Code that builds pages:
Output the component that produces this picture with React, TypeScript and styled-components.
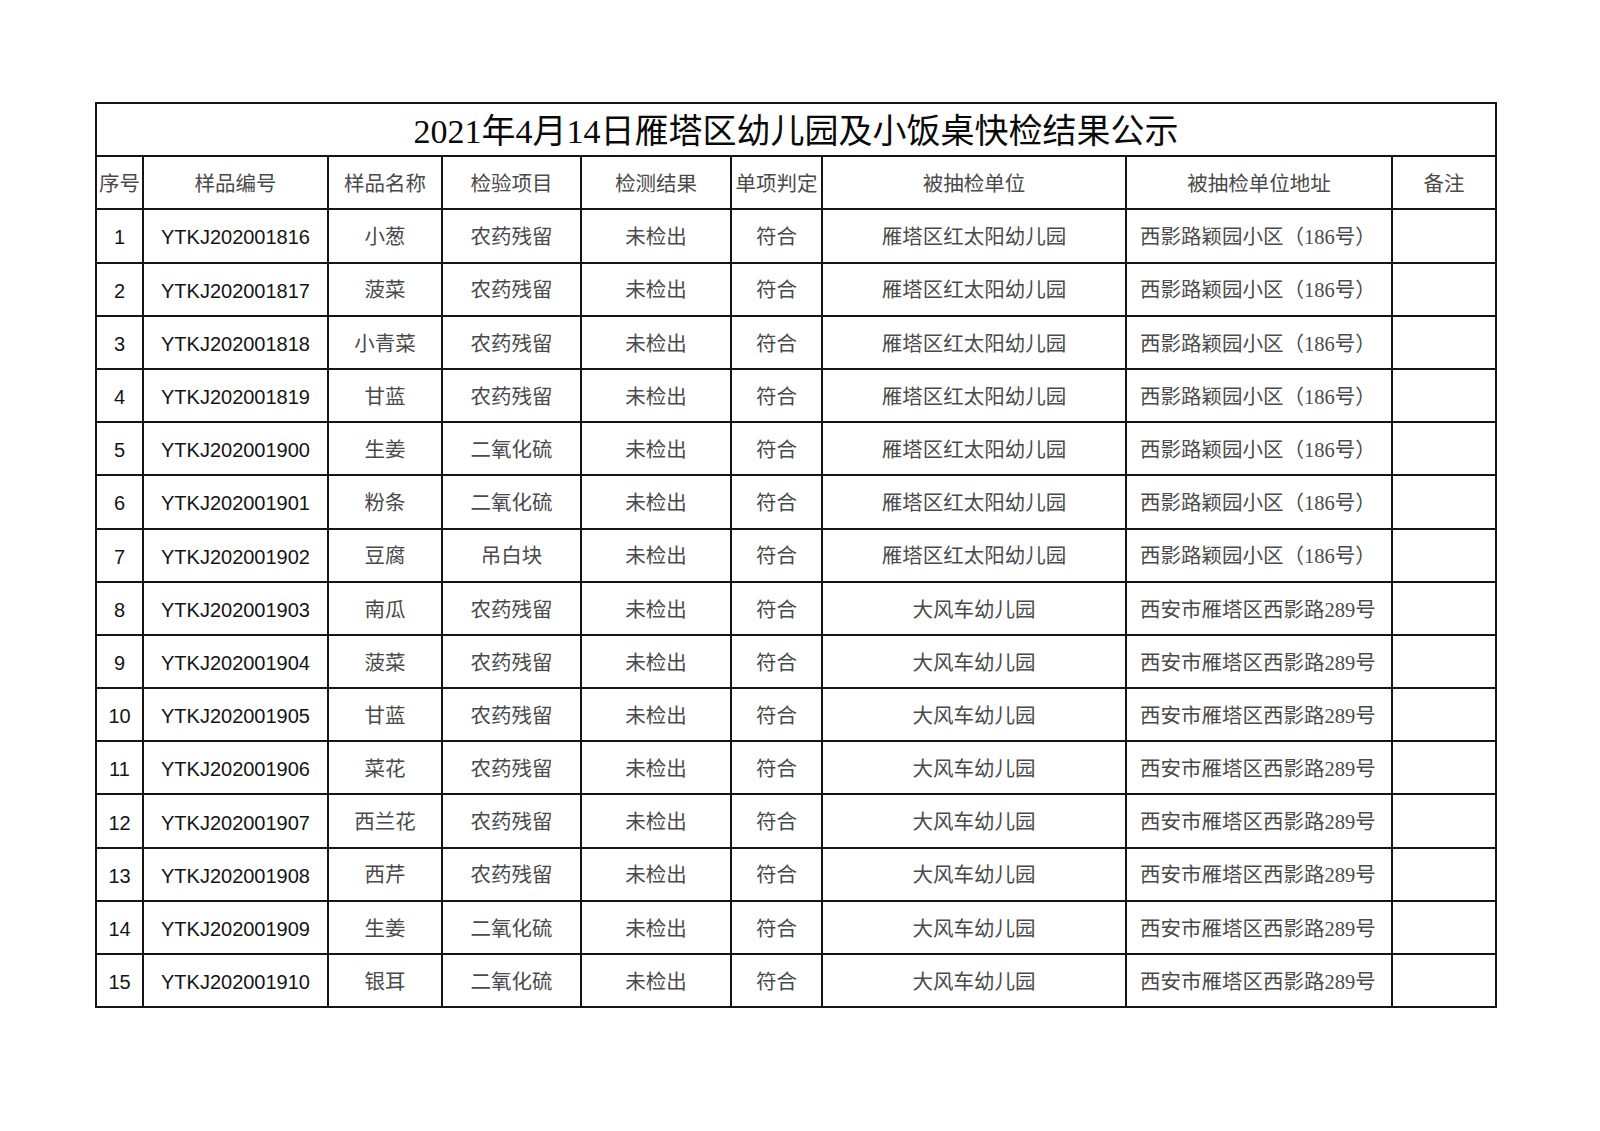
import React from "react";
import styled, { createGlobalStyle } from "styled-components";

const GlobalStyle = createGlobalStyle`
  html, body { margin: 0; padding: 0; background: #ffffff; }
  body { font-family: "Noto Sans CJK SC", sans-serif; }
`;

const Page = styled.div`
  width: 1600px;
  height: 1131px;
  box-sizing: border-box;
  padding: 102px 0 0 95px;
  background: #fff;
`;

const Table = styled.table`
  border-collapse: collapse;
  table-layout: fixed;
  width: 1400px;
`;

const TitleCell = styled.th`
  height: 46.2px;
  border: 2px solid #151515;
  padding: 5px 0 0 0;
  text-align: center;
  font-family: "Liberation Serif", "Noto Sans CJK SC", serif;
  font-weight: normal;
  font-size: 34px;
  letter-spacing: 0;
  color: #0a0a0a;
  line-height: 1;
`;

const Cell = styled.td<{ $kind?: "cjk" | "code" | "num" | "addr" }>`
  height: 48.2px;
  border: 2px solid #151515;
  padding: ${(p) => (p.$kind === "addr" ? "3px 0 0 13px" : "3px 0 0 0")};
  text-align: ${(p) => (p.$kind === "addr" ? "left" : "center")};
  white-space: nowrap;
  overflow: hidden;
  font-family: ${(p) =>
    p.$kind === "code" || p.$kind === "num"
      ? '"Liberation Sans", "Noto Sans CJK SC", sans-serif'
      : '"Liberation Serif", "Noto Sans CJK SC", serif'};
  font-size: ${(p) => (p.$kind === "code" || p.$kind === "num" ? "20px" : "20.5px")};
  color: ${(p) => (p.$kind === "code" || p.$kind === "num" ? "#141414" : "#4a4a4a")};
  line-height: 1;
`;

const HeadCell = styled(Cell).attrs({ as: "th" })`
  font-weight: normal;
`;

const widths = [47, 185, 114, 139, 150, 91, 304, 266, 104];
const headers = ["序号", "样品编号", "样品名称", "检验项目", "检测结果", "单项判定", "被抽检单位", "被抽检单位地址", "备注"];

type Row = [string, string, string, string];

const rows: Row[] = [
  ["YTKJ202001816", "小葱", "农药残留", "a"],
  ["YTKJ202001817", "菠菜", "农药残留", "a"],
  ["YTKJ202001818", "小青菜", "农药残留", "a"],
  ["YTKJ202001819", "甘蓝", "农药残留", "a"],
  ["YTKJ202001900", "生姜", "二氧化硫", "a"],
  ["YTKJ202001901", "粉条", "二氧化硫", "a"],
  ["YTKJ202001902", "豆腐", "吊白块", "a"],
  ["YTKJ202001903", "南瓜", "农药残留", "b"],
  ["YTKJ202001904", "菠菜", "农药残留", "b"],
  ["YTKJ202001905", "甘蓝", "农药残留", "b"],
  ["YTKJ202001906", "菜花", "农药残留", "b"],
  ["YTKJ202001907", "西兰花", "农药残留", "b"],
  ["YTKJ202001908", "西芹", "农药残留", "b"],
  ["YTKJ202001909", "生姜", "二氧化硫", "b"],
  ["YTKJ202001910", "银耳", "二氧化硫", "b"],
];

const units: Record<string, [string, string]> = {
  a: ["雁塔区红太阳幼儿园", "西影路颖园小区（186号）"],
  b: ["大风车幼儿园", "西安市雁塔区西影路289号"],
};

export default function App() {
  return (
    <>
      <GlobalStyle />
      <Page>
        <Table>
          <colgroup>
            {widths.map((w, i) => (
              <col key={i} style={{ width: w }} />
            ))}
          </colgroup>
          <thead>
            <tr>
              <TitleCell colSpan={9}>2021年4月14日雁塔区幼儿园及小饭桌快检结果公示</TitleCell>
            </tr>
            <tr>
              {headers.map((h) => (
                <HeadCell key={h} $kind="cjk">
                  {h}
                </HeadCell>
              ))}
            </tr>
          </thead>
          <tbody>
            {rows.map((r, i) => (
              <tr key={r[0]}>
                <Cell $kind="num">{i + 1}</Cell>
                <Cell $kind="code">{r[0]}</Cell>
                <Cell $kind="cjk">{r[1]}</Cell>
                <Cell $kind="cjk">{r[2]}</Cell>
                <Cell $kind="cjk">未检出</Cell>
                <Cell $kind="cjk">符合</Cell>
                <Cell $kind="cjk">{units[r[3]][0]}</Cell>
                <Cell $kind="addr">{units[r[3]][1]}</Cell>
                <Cell $kind="cjk"></Cell>
              </tr>
            ))}
          </tbody>
        </Table>
      </Page>
    </>
  );
}
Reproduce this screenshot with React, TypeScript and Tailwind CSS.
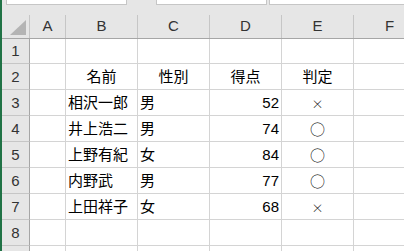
import React from "react";

type Cell = { t: string; a: "l" | "c" | "r" };

const colLetters = ["A", "B", "C", "D", "E", "F"];
const colW = ["w-[36px]", "w-[72px]", "w-[72px]", "w-[72px]", "w-[72px]", "w-[72px]"];

const data: (Cell | null)[][] = [
  [null, null, null, null, null, null],
  [null, { t: "名前", a: "c" }, { t: "性別", a: "c" }, { t: "得点", a: "c" }, { t: "判定", a: "c" }, null],
  [null, { t: "相沢一郎", a: "l" }, { t: "男", a: "l" }, { t: "52", a: "r" }, { t: "×", a: "c" }, null],
  [null, { t: "井上浩二", a: "l" }, { t: "男", a: "l" }, { t: "74", a: "r" }, { t: "○", a: "c" }, null],
  [null, { t: "上野有紀", a: "l" }, { t: "女", a: "l" }, { t: "84", a: "r" }, { t: "○", a: "c" }, null],
  [null, { t: "内野武", a: "l" }, { t: "男", a: "l" }, { t: "77", a: "r" }, { t: "○", a: "c" }, null],
  [null, { t: "上田祥子", a: "l" }, { t: "女", a: "l" }, { t: "68", a: "r" }, { t: "×", a: "c" }, null],
  [null, null, null, null, null, null],
  [null, null, null, null, null, null],
];

const font = { fontFamily: '"Liberation Sans", "Noto Sans CJK JP", sans-serif' };
const circle = { fontFamily: '"Noto Sans CJK JP", sans-serif', fontWeight: 300 };
const cross = { fontFamily: '"Noto Sans CJK JP", sans-serif', fontWeight: 300, fontSize: "12px" };

export default function App() {
  return (
    <div className="w-[404px] h-[251px] overflow-hidden bg-[#e6e6e6] flex" style={font}>
      <div className="w-[2px] h-full bg-[#217346] shrink-0" />
      <div className="flex-1 flex flex-col min-w-0">
        {/* formula bar remnant */}
        <div className="h-[14px] flex items-start shrink-0">
          <div className="ml-[4px] w-[121px] h-[5px] bg-white border-x border-b border-[#c6c6c6]" />
          <div className="ml-[29px] w-[111px] h-[5px] bg-white border-x border-b border-[#c6c6c6]" />
          <div className="ml-[2px] flex-1 h-[5px] bg-white border-l border-b border-[#c6c6c6]" />
        </div>
        {/* column header */}
        <div className="h-[25px] flex border-b border-[#a6a6a6] shrink-0 pt-[1px]">
          <div className="w-[28px] h-full border-r border-[#c6c6c6] relative shrink-0">
            <div
              className="absolute left-[8px] top-[5px] w-[16px] h-[15px] bg-[#b4b4b4]"
              style={{ clipPath: "polygon(100% 0, 100% 100%, 0 100%)" }}
            />
          </div>
          {colLetters.map((c, i) => (
            <div
              key={c}
              className={`${colW[i]} h-full shrink-0 border-r border-[#c6c6c6] flex items-center justify-center text-[15px] text-[#333]`}
            >
              {c}
            </div>
          ))}
        </div>
        {/* rows */}
        {data.map((row, r) => (
          <div key={r} className={`flex shrink-0 ${r === 0 ? "h-[25px]" : "h-[26px]"}`}>
            <div className="w-[28px] h-full shrink-0 bg-[#e6e6e6] border-r border-b border-r-[#a6a6a6] border-b-[#c6c6c6] flex items-center justify-center text-[15px] text-[#333] pt-[1px]">
              {r < 8 ? r + 1 : ""}
            </div>
            {row.map((cell, i) => (
              <div
                key={i}
                className={`${colW[i]} h-full shrink-0 bg-white border-r border-b border-[#d4d4d4] flex items-center pt-[2px] text-[15px] text-black whitespace-nowrap overflow-hidden ${
                  cell?.a === "c" ? "justify-center" : cell?.a === "r" ? "justify-end pr-[2px]" : "justify-start pl-[2px]"
                }`}
                style={cell?.t === "○" ? circle : cell?.t === "×" ? cross : undefined}
              >
                {cell?.t ?? ""}
              </div>
            ))}
          </div>
        ))}
      </div>
    </div>
  );
}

▶ [STATED PROBLEM]
Track down every line of the material containing the string "with", and copy it.

▶ [TASK ANSWER]
Output the component that produces this picture with React, TypeScript and styled-components.
Reproduce this screenshot with React, TypeScript and Tailwind CSS.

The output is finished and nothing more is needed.